Cuando en la montaña vemos avanzar la niebla arrastrándose horizontalmente por la ladera, nos quedamos quietos hasta que llega a nosotros. La esperamos con la certeza de que nos alcanzará y no podremos mirarnos la mano porque esa nube fina y glauca no nos dejará que la veamos.

Nadie se arriesga a caminar mientras está atrapado en los velos tupidos y ligeros de una nube rápida que no se ha atrevido a alcanzar la cima.

Nadie busca a nadie en esa niebla, en esa caricia húmeda que durará un tiempo, pero que se disipará y nos dejará un sol radiante sobre un cielo límpidamente azul.

Nadie debe moverse, porque si lo hace puede perder definitivamente el camino. Perder el camino o despeñarse por un barranco sin fondo donde sólo se oyen las voces, calladas ya, de los arroyos secos.

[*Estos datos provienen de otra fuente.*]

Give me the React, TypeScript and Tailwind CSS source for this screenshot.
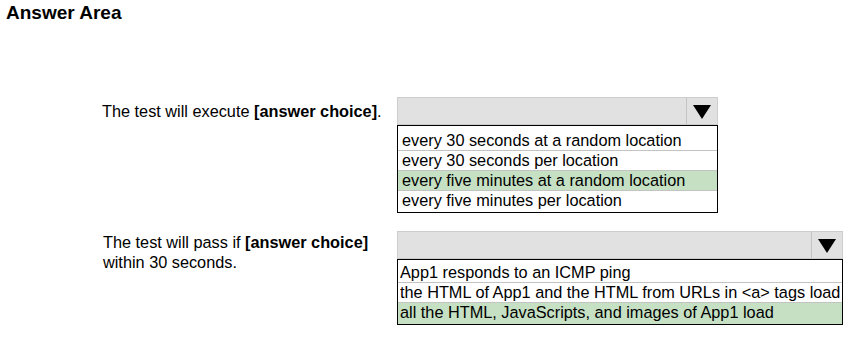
import React from "react";

function Arrow() {
  return (
    <svg width="18" height="14" viewBox="0 0 18 14" className="block">
      <polygon points="0,0 18,0 9,14" fill="#000" />
    </svg>
  );
}

function Select({ width }: { width: string }) {
  return (
    <div className={`flex h-[28px] ${width} border border-[#cdcdcd] bg-[#e1e1e1]`}>
      <div className="flex-1" />
      <div className="flex w-[31px] items-center justify-center border-l border-[#c4c4c4] pt-[1px]">
        <Arrow />
      </div>
    </div>
  );
}

export default function App() {
  const list1 = [
    "every 30 seconds at a random location",
    "every 30 seconds per location",
    "every five minutes at a random location",
    "every five minutes per location",
  ];
  const list2 = [
    "App1 responds to an ICMP ping",
    "the HTML of App1 and the HTML from URLs in <a> tags load",
    "all the HTML, JavaScripts, and images of App1 load",
  ];
  return (
    <div
      className="w-[853px] h-[339px] bg-white text-black overflow-hidden"
      style={{ fontFamily: '"Liberation Sans", Arial, sans-serif' }}
    >
      <div className="pl-[6px] pt-[2px] text-[19px] font-bold leading-[22px]">Answer Area</div>

      {/* Section 1 */}
      <div className="mt-[73px] flex pl-[102px]">
        <div className="w-[295px] pt-[4px] text-[16.3px] leading-[20px]">
          The test will execute <span className="font-bold">[answer choice]</span>.
        </div>
        <div className="w-[321px]">
          <Select width="w-[321px]" />
          <div className="border border-black pt-[5px] pb-[2px] text-[16.3px] leading-[19px]">
            {list1.map((t, i) => (
              <div
                key={i}
                className={`h-[19px] px-[4px] whitespace-nowrap ${i > 0 ? "border-t border-[#c3c3c3] h-[20px]" : ""} ${
                  i === 2 ? "bg-[#c6e0c4]" : ""
                }`}
              >
                {t}
              </div>
            ))}
          </div>
        </div>
      </div>

      {/* Section 2 */}
      <div className="mt-[18px] flex pl-[102px]">
        <div className="w-[295px] pt-[1px] pl-[1px] text-[16.3px] leading-[20px]">
          The test will pass if <span className="font-bold">[answer choice]</span>
          <br />
          within 30 seconds.
        </div>
        <div className="w-[446px]">
          <Select width="w-[446px]" />
          <div className="border border-black pt-[3px] text-[16.3px] leading-[19px]">
            {list2.map((t, i) => (
              <div
                key={i}
                className={`px-[2px] whitespace-nowrap ${i > 0 ? "border-t border-[#c3c3c3]" : ""} ${
                  i === 2 ? "bg-[#c6e0c4] h-[22px]" : i === 0 ? "h-[19px]" : "h-[20px]"
                }`}
              >
                {t}
              </div>
            ))}
          </div>
        </div>
      </div>
    </div>
  );
}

La nube rampante suele ir rápida, suele dejarnos aislados y solos apenas unos minutos. Es poco tiempo, pero muy largo en la espera. Es, además, un tiempo lleno del temor de la eternidad.

¿Y si la nube se detiene? ¿Y si se detiene tanto que deja que llegue la noche y nos sumerja en su negrura?

La nube, esa niebla densa y glauca, acaba con el eco. Apenas si nos deja oír las voces de los que nos llaman. Las oímos lejos, como perdidas, desorientadas, viniendo de todas partes y de ninguna.

La nube de la montaña se espera y se teme. Se recibe en el abandono. Se soporta con la esperanza de que siga corriendo mientras arrastra su velo húmedo y su caricia fría hasta más allá de nosotros.


Lo mismo que cuando en la montaña vemos avanzar la niebla arrastrándose por la ladera, nos quedamos quietos para recibir su beso frío y turbador, así mismo recibimos esos recuerdos que nos envuelven en su velo de tristeza. Aislados y solos, atrapados en su tul, pronto empezamos a desear que sigan su camino y pueda de nuevo lucir el sol.